С самого раннего утра, чуть рассветет, он работал.
Выходил на дорогу, присаживался на обочину, подстелив под себя дерюжину. Ветку, подобранную по дороге, ветром сбитую, очищал от коры острым блестящим ножиком. Медленно и аккуратно очищал от коры. Потом строгал неторопливо, посматривая вокруг, сея под ноги мелкую стружку. Иногда трогал осторожно лезвие ножика, качал недовольно головой, вынимал их мешка специальный точильный камушек и аккуратно правил на нем.
Подъезжали подводы. Крестьяне, когда в город, когда по делам, да и в церковь в соседнее село, всегда ходили караваном, собравшись человек по двадцать на всякий случай. Старший подбегал, совал в раскрытый мешок денежку, какую положено. Переминался, заглядывая искательно в глаза:
- Ну, так мы поедем, значит? Ась?
Этот, отложив в сторону веточку и ножик, заглядывал в мешок, хмурился немного, шевелил бровями, подсчитывая, потом щурился на стоящие рядом подводы, груженные товаром, кивал степенно:
- Езжайте, что ли... Потихоньку. Без баловства, чтоб.
Мужики радостно гомонили - "дозволено". Проезжая, снимали шапки, кивали-кланялись со всем своим уважением.
А он опять - веточку, ножичек. И так, почитай, каждый день. Ну, кроме дождей и зимних непогод. Даже в праздники работал. Все в церковь, а он - на дорогу.
Жил в деревне неподалеку. И все его там уважали по жизни. Говорил он мало, но всегда по делу, солидно и окончательно. И если уж сказал чего, то так, значит, и было всегда. А иначе-то - как? Кто ж против него пойдет? Своя голова - она всегда на плечах должна быть. А то этот-то - вот и ножик у него острый, и веточка струганная, да и мало ли кто в том лесу.
Уже потом, когда скончался он по старости, одинокой и болезненной, когда дом его деревенские всем обществом в золу сожгли, перепившись на радостях, когда следствие по всему этому делу было, спрашивал наезжий городской:
- А чего же вы все тут боялись-то?
- Так ведь разбойников, ясно дело!
- И что, сильно тут разбойничали? Пострадавшие есть? - заносил карандаш над бумагой.

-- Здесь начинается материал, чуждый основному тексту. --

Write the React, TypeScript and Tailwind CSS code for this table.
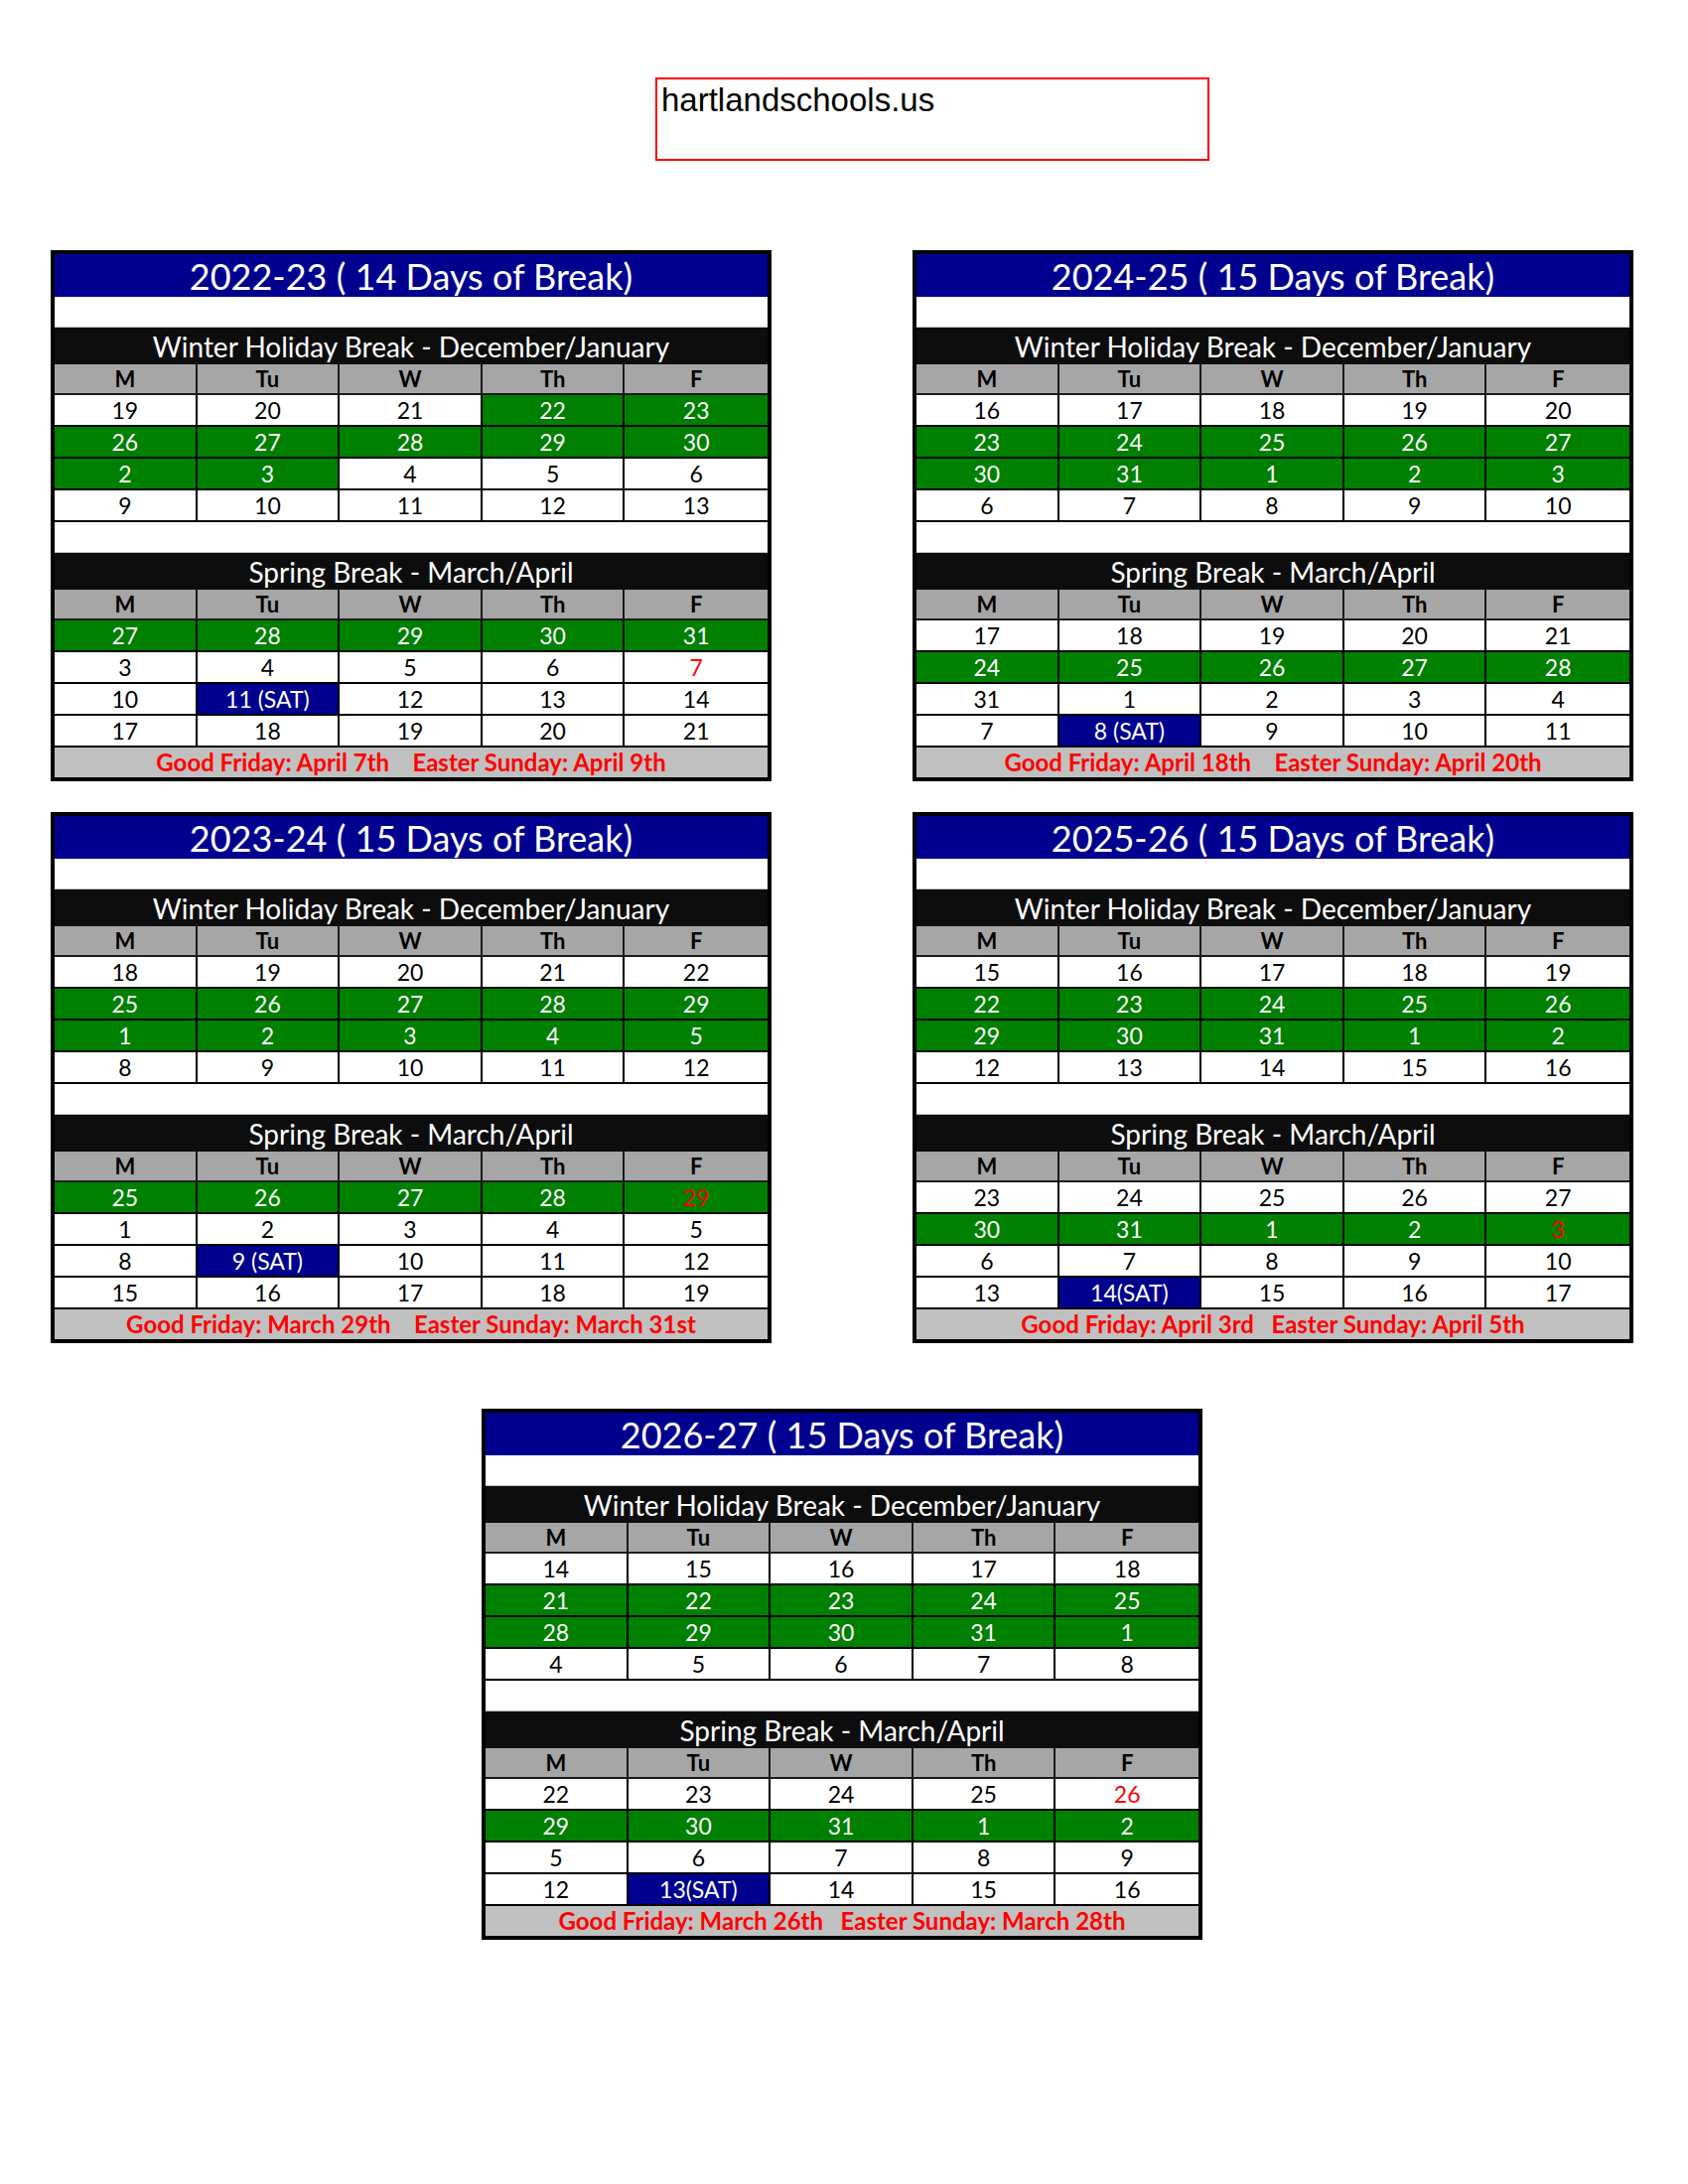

- Да какие у нас пострадавшие, что вы, ваше степенство! Мы же люди умные - платили, сколько надо. Вот нас-то как раз и не трогали никогда.
Городские собирались во дворе, что-то рассказывали друг другу и громко невежливо смеялись.
Но им-то - что. Приехали, посидели, порасспрашивали, что да как, да и уехали с концами.